Rao and Kapadia have crisscrossed the globe recently to promote their films and generate Oscar buzz. In New York, Rao and her former husband, Bollywood megastar Aamir Khan, whose company co-produced her film, kicked off her U.S. publicity campaign at Bungalow, a popular Indian restaurant.
Kapadia, who was in Delhi this month to talk about her film before its India release, flew back to New York to attend screenings.
It can be tough to compete for attention with other international and Hollywood movies, according to the two directors.
There’s “much work to be done to amplify voices in our country, but I think we’ve made a pretty good start this year with these films,” Rao said.
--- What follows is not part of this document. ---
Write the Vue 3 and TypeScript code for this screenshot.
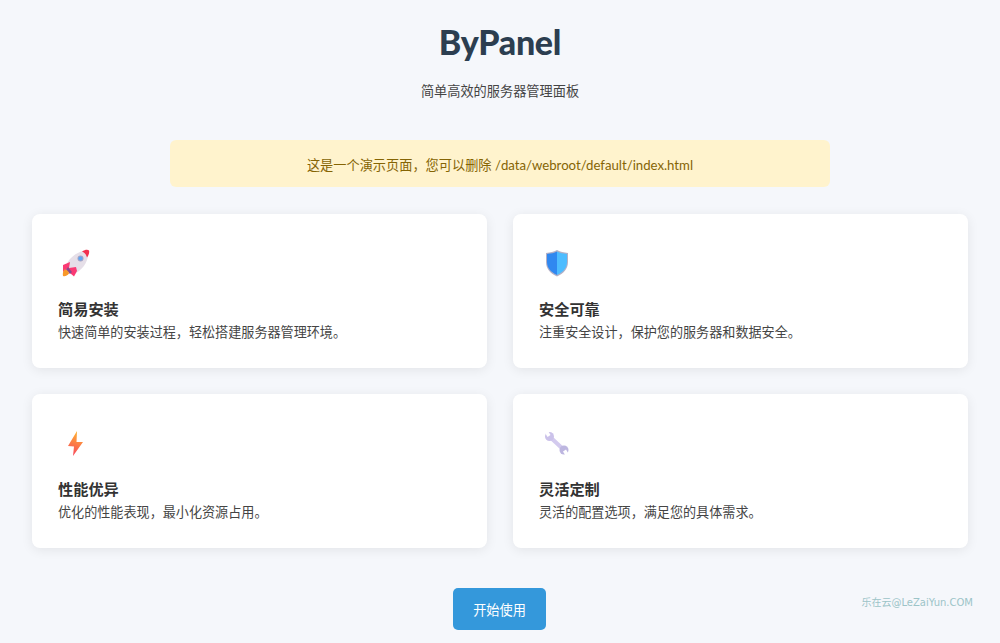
<script setup lang="ts">
const features = [
  { key: 'rocket', title: '简易安装', text: '快速简单的安装过程，轻松搭建服务器管理环境。' },
  { key: 'shield', title: '安全可靠', text: '注重安全设计，保护您的服务器和数据安全。' },
  { key: 'bolt', title: '性能优异', text: '优化的性能表现，最小化资源占用。' },
  { key: 'wrench', title: '灵活定制', text: '灵活的配置选项，满足您的具体需求。' },
]
</script>

<template>
  <div class="page">
    <header class="header">
      <h1>ByPanel</h1>
      <p>简单高效的服务器管理面板</p>
    </header>

    <div class="notice">这是一个演示页面，您可以删除 /data/webroot/default/index.html</div>

    <div class="features">
      <div v-for="f in features" :key="f.key" class="card">
        <div class="icon">
          <svg v-if="f.key === 'rocket'" viewBox="0 0 32 32" width="32" height="32">
            <path d="M8 20 C9 13 17 6 25 4 L30 9 C29 16 24 24 15 27 Z" fill="#e6dfe8" />
            <path d="M24 4.500 C27 2.500 30 2.500 31 3.500 C31.500 5 31 8 29 10.500 C28.500 8 26.500 5.500 24 4.500 Z" fill="#f2304e" />
            <circle cx="22.500" cy="11.500" r="3" fill="#a5a3c4" />
            <circle cx="22.500" cy="11.500" r="2.100" fill="#5fa8f2" />
            <path d="M12 15 L5 18 L5 25 L11 21 Z" fill="#fa3a74" />
            <path d="M18 20 L11 21 L12 26 L16 29.500 L19 24 Z" fill="#fa3a74" />
            <path d="M10 20 L14 25 L12 27 L8 23 Z" fill="#8a4a8c" />
            <path d="M6.500 22.500 C9 22.500 11 25 11 26.500 C9 29 7 29.500 5 29 C4.500 27 5 24 6.500 22.500 Z" fill="#f8982a" />
          </svg>
          <svg v-else-if="f.key === 'shield'" viewBox="0 0 32 32" width="32" height="32">
            <path d="M18 3 C21.500 5 24.500 5.500 29 6 L29 15 C29 22 24.500 26.500 18 29.500 C11.500 26.500 7 22 7 15 L7 6 C11.500 5.500 14.500 5 18 3 Z" fill="#b3b0c6" />
            <path d="M18 4.500 L18 28 C12.500 25.500 8 21.500 8 15 L8 7 C12 6.500 15 6 18 4.500 Z" fill="#3088f0" />
            <path d="M18 4.500 C21 6 24 6.500 28 7 L28 15 C28 21.500 23.500 25.500 18 28 Z" fill="#4dbcff" />
          </svg>
          <svg v-else-if="f.key === 'bolt'" viewBox="0 0 32 32" width="32" height="32">
            <defs>
              <linearGradient id="bolt-fill" x1="0.600" y1="0" x2="0.400" y2="1">
                <stop offset="0" stop-color="#ffb52e" />
                <stop offset="1" stop-color="#f8475e" />
              </linearGradient>
            </defs>
            <path d="M19 4 L10 19 L16 19.500 L15 29 L25 15 L18.500 15 Z" fill="url(#bolt-fill)" />
          </svg>
          <svg v-else viewBox="0 0 32 32" width="32" height="32">
            <line x1="10" y1="9" x2="25" y2="23" stroke="#d3caee" stroke-width="4" />
            <circle cx="10.500" cy="9.500" r="4.500" fill="#cbc2ea" />
            <circle cx="25" cy="23" r="4.500" fill="#bdb6e0" />
            <line x1="10" y1="9" x2="7" y2="4" stroke="#fff" stroke-width="3.500" />
            <line x1="25.500" y1="23.500" x2="28.500" y2="28.500" stroke="#fff" stroke-width="3.500" />
          </svg>
        </div>
        <h3>{{ f.title }}</h3>
        <p>{{ f.text }}</p>
      </div>
    </div>

    <div class="actions">
      <a class="btn" href="#">开始使用</a>
    </div>

    <span class="mark">乐在云@LeZaiYun.COM</span>
  </div>
</template>

<style>
html,
body {
  margin: 0;
  background: #f5f7fb;
}
</style>

<style scoped>
.page {
  position: relative;
  box-sizing: border-box;
  height: 643px;
  overflow: hidden;
  padding: 18px 32px 0;
  background: #f5f7fb;
  color: #333;
  font-family: Lato, "Noto Sans CJK SC", sans-serif;
}

.header {
  text-align: center;
}

.header h1 {
  margin: 0;
  font-size: 34px;
  line-height: 47px;
  font-weight: 900;
  letter-spacing: -0.3px;
  color: #2c3e50;
}

.header p {
  margin: 16px 0 0;
  font-size: 13.200px;
  line-height: 20px;
  color: #444;
}

.notice {
  box-sizing: border-box;
  width: 660px;
  height: 47px;
  margin: 39px auto 27px;
  border-radius: 6px;
  background: #fff3cd;
  color: #856404;
  font-size: 13.200px;
  line-height: 51px;
  text-align: center;
}

.features {
  display: grid;
  grid-template-columns: 1fr 1fr;
  gap: 26px;
}

.card {
  box-sizing: border-box;
  height: 154px;
  padding: 33px 26px 0;
  border-radius: 8px;
  background: #fff;
  box-shadow: 0 2px 12px rgba(0, 0, 0, 0.08);
}

.icon {
  display: flex;
  width: 36px;
  height: 32px;
  margin-bottom: 19px;
}

.card h3 {
  margin: 0;
  font-size: 15.200px;
  line-height: 22px;
  font-weight: 700;
  color: #333;
}

.card p {
  margin: 2px 0 0;
  font-size: 13.100px;
  line-height: 20px;
  color: #444;
}

.actions {
  display: flex;
  justify-content: center;
  margin-top: 40px;
}

.btn {
  width: 93px;
  height: 42px;
  margin-right: 1px;
  border-radius: 5px;
  background: #3498db;
  color: #fff;
  font-size: 13.200px;
  line-height: 44px;
  text-align: center;
  text-decoration: none;
}

.mark {
  position: absolute;
  right: 27px;
  top: 596px;
  font-family: "DejaVu Sans", "Noto Sans CJK SC", sans-serif;
  font-size: 10px;
  line-height: 14px;
  color: #9cc4c8;
}
</style>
Promoting a movie from India can also be challenging because the diversity of Indian cinema makes it hard to put films into neat categories that would appeal to awards committees, according to film critics and filmmakers.
“Indian cinema hasn’t been able to create a language or a vocabulary that is easily consumable in the West,” said Namrata Joshi, a film critic.
A movie made in Malayalam, a language spoken primarily in the southern Indian state of Kerala, for instance, will have a different sensibility than one made in Punjabi.
Deepti DCunha, a film programmer, has been trying to make independent Indian movies more visible by marketing them to international film festivals and educating moviemakers about funding, promotion and strategy. “Making it in the festivals circuit involves a lot of patience,” DCunha said.
Others, like Veerendra Prasad, a screenwriter and the curator of the South Asian Film Series at the University of Michigan, have sought to introduce Americans to the world of Indian cinema beyond Bollywood.
Since launching the program last year, Prasad has screened a variety of movies, from traditional Bollywood extravaganzas to independent works, with the intention of guiding people curious about Indian cinema but unsure where to start.
It’s a “gateway drug for Western cinephiles,” he said.